Secondly, I’d say the ONLY liberation here is just me realizing that I don’t have to promise my body to a man after we have sex. That’s literally the only thing I’m celebrating here.
The rest is not liberation, but pragmatism. LOL. I just do not expect to find a man who would love me. I don’t think any of my past partners did, except for the one I thought I would marry — I think he loved me in the beginning, but did not for most of our relationship. I’m tired of waiting for love and have no reason to believe that it will magically appear one day. Maybe, though— I’m not TOTALLY pessimistic. ;) But I just don’t care anymore. I just want to enjoy myself with another human being.

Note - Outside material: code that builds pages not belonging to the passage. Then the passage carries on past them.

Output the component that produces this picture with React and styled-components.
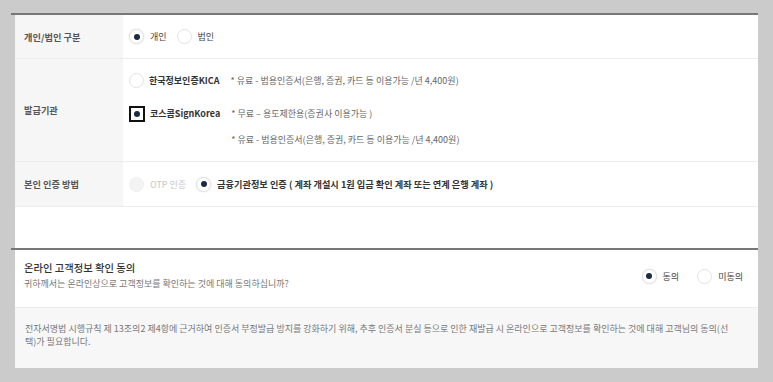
import styled, { createGlobalStyle } from "styled-components";

const GlobalStyle = createGlobalStyle`
  html, body {
    margin: 0;
    padding: 0;
    background: #cbcbcb;
  }
  body {
    font-family: "Noto Sans CJK KR", "Noto Sans", sans-serif;
    color: #444;
  }
`;

function Radio({ checked, disabled, focused }) {
  return (
    <RadioMark $checked={checked} $disabled={disabled} $focused={focused}>
      {checked ? <Dot /> : null}
    </RadioMark>
  );
}

function Choice({ checked, disabled, focused, children }) {
  return (
    <ChoiceLabel $disabled={disabled}>
      <Radio checked={checked} disabled={disabled} focused={focused} />
      <span>{children}</span>
    </ChoiceLabel>
  );
}

export default function App() {
  return (
    <>
      <GlobalStyle />
      <Page>
        <Panel>
          <Rule />
          <FormTable>
            <Row $height={44}>
              <Label>개인/법인 구분</Label>
              <Value>
                <Choice checked>개인</Choice>
                <Choice>법인</Choice>
              </Value>
            </Row>

            <Row>
              <Label>발급기관</Label>
              <IssuerList>
                <Issuer>
                  <Radio />
                  <IssuerName>한국정보인증KICA</IssuerName>
                  <DescList>
                    <Desc>* 유료 - 범용인증서(은행, 증권, 카드 등 이용가능 /년 4,400원)</Desc>
                  </DescList>
                </Issuer>
                <Issuer>
                  <Radio checked focused />
                  <IssuerName>코스콤SignKorea</IssuerName>
                  <DescList>
                    <Desc>* 무료 – 용도제한용(증권사 이용가능 )</Desc>
                    <Desc>* 유료 - 범용인증서(은행, 증권, 카드 등 이용가능 /년 4,400원)</Desc>
                  </DescList>
                </Issuer>
              </IssuerList>
            </Row>

            <Row $height={45}>
              <Label>본인 인증 방법</Label>
              <Value>
                <Choice disabled>OTP 인증</Choice>
                <Choice checked>
                  <strong>금융기관정보 인증 ( 계좌 개설시 1원 입금 확인 계좌 또는 연계 은행 계좌 )</strong>
                </Choice>
              </Value>
            </Row>
          </FormTable>

          <Blank />
          <Rule />

          <Consent>
            <div>
              <ConsentTitle>온라인 고객정보 확인 동의</ConsentTitle>
              <ConsentSub>귀하께서는 온라인상으로 고객정보를 확인하는 것에 대해 동의하십니까?</ConsentSub>
            </div>
            <ConsentChoices>
              <Choice checked>동의</Choice>
              <Choice>미동의</Choice>
            </ConsentChoices>
          </Consent>

          <Note>
            전자서명법 시행규칙 제 13조의2 제4항에 근거하여 인증서 부정발급 방지를 강화하기 위해, 추후 인증서 분실 등으로 인한 재발급 시 온라인으로 고객정보를 확인하는 것에 대해 고객님의 동의(선택)가 필요합니다.
          </Note>
        </Panel>
      </Page>
    </>
  );
}

const Page = styled.div`
  width: 773px;
  height: 382px;
  box-sizing: border-box;
  padding: 13px 0 0 15px;
  background: #cbcbcb;
  overflow: hidden;
`;

const Panel = styled.div`
  width: 743px;
  background: #fff;
`;

const Rule = styled.div`
  height: 2px;
  margin-left: -4px;
  background: #777;
`;

const FormTable = styled.div`
  display: flex;
  flex-direction: column;
`;

const Row = styled.div`
  display: grid;
  grid-template-columns: 108px 1fr;
  box-sizing: border-box;
  min-height: ${(p) => (p.$height ? `${p.$height}px` : "auto")};
  border-bottom: 1px solid #ececec;
`;

const Label = styled.div`
  display: flex;
  align-items: center;
  padding-left: 9px;
  background: #f6f6f6;
  font-size: 9.2px;
  font-weight: 700;
  color: #555;
`;

const Value = styled.div`
  display: flex;
  align-items: center;
  gap: 10px;
  padding-left: 6px;
`;

const ChoiceLabel = styled.label`
  display: inline-flex;
  align-items: center;
  gap: 6px;
  font-size: 9px;
  line-height: 15px;
  color: ${(p) => (p.$disabled ? "#c8c8c8" : "#444")};

  strong {
    font-size: 9.2px;
    font-weight: 700;
    color: #333;
  }
`;

const RadioMark = styled.span`
  display: inline-flex;
  align-items: center;
  justify-content: center;
  flex: none;
  box-sizing: border-box;
  width: ${(p) => (p.$focused ? "16px" : "15px")};
  height: ${(p) => (p.$focused ? "16px" : "15px")};
  border-radius: ${(p) => (p.$focused ? "0" : "50%")};
  border: ${(p) =>
    p.$focused ? "2px solid #111" : p.$disabled ? "1px solid #f1f1f1" : "1px solid #e2e2e2"};
  background: ${(p) => (p.$disabled ? "#f3f3f3" : "#fff")};
  box-shadow: ${(p) => (p.$checked && !p.$focused ? "0 0 2px rgba(0,0,0,0.12)" : "none")};
`;

const Dot = styled.span`
  width: 6px;
  height: 6px;
  border-radius: 50%;
  background: #1b2a47;
`;

const IssuerList = styled.div`
  display: flex;
  flex-direction: column;
  gap: 17px;
  padding: 14px 0 13px 6px;
`;

const Issuer = styled.div`
  display: flex;
  align-items: flex-start;
  gap: 5px;
`;

const IssuerName = styled.span`
  font-size: 9px;
  line-height: 16px;
  font-weight: 700;
  color: #333;
`;

const DescList = styled.div`
  display: flex;
  flex-direction: column;
  gap: 10px;
  margin-left: 6px;
`;

const Desc = styled.span`
  font-size: 9px;
  line-height: 16px;
  color: #666;
`;

const Blank = styled.div`
  height: 41px;
`;

const Consent = styled.div`
  display: flex;
  align-items: center;
  justify-content: space-between;
  padding: 11px 15px 16px 9px;
`;

const ConsentTitle = styled.div`
  font-size: 10.3px;
  line-height: 14px;
  font-weight: 500;
  color: #333;
`;

const ConsentSub = styled.div`
  margin-top: 2px;
  font-size: 9px;
  line-height: 14px;
  color: #777;
`;

const ConsentChoices = styled.div`
  display: flex;
  align-items: center;
  gap: 18px;
`;

const Note = styled.div`
  box-sizing: border-box;
  padding: 14px 20px 20px 10px;
  border-top: 1px solid #ececec;
  background: #f7f7f7;
  font-size: 9px;
  line-height: 13px;
  color: #777;
`;
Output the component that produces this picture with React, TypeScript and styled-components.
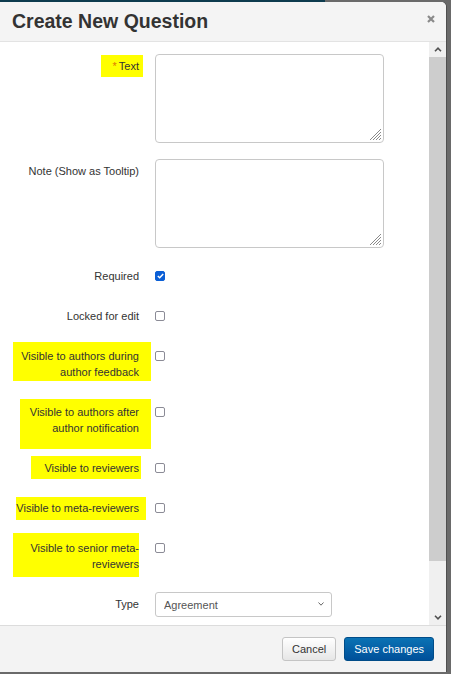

Trust would be ideal, but I will never expect that from a man. Every man I’ve been with has either cheated on me or hidden important information from me before sex (like he already has a girlfriend and is cheating on her with me, or whatever). So I know a future lover will be a risk — I can hope for the best, but I don’t expect to get honesty at this point. I will keep GIVING honesty because I believe in that, but it would take me a really long time to truly trust someone and again, I don’t want to wait around for that because even years later, they can shock you with all the things they’ve been doing behind your back. It just doesn’t seem practical to wait for honesty and trust, though I certainly HOPE for it.
I have been pondering the idea of trying out the way I operated in my mid-twenties, when I was just experimenting and jumping into situations with men I didn’t know well. There’s some appeal to that — I don’t have to invest trust or feelings in it and if they follow the typical M.O. that I’m used to, it won’t hurt as much.
But also…I don’t tend to find that very satisfying. Honestly, I want a connection. But… (and she goes on in her circular argument…)
Like I said, this is less about liberation and more about pragmatism. LOL. I like your way better, but I just don’t think it’s likely to shake out that way for me at this point in my life.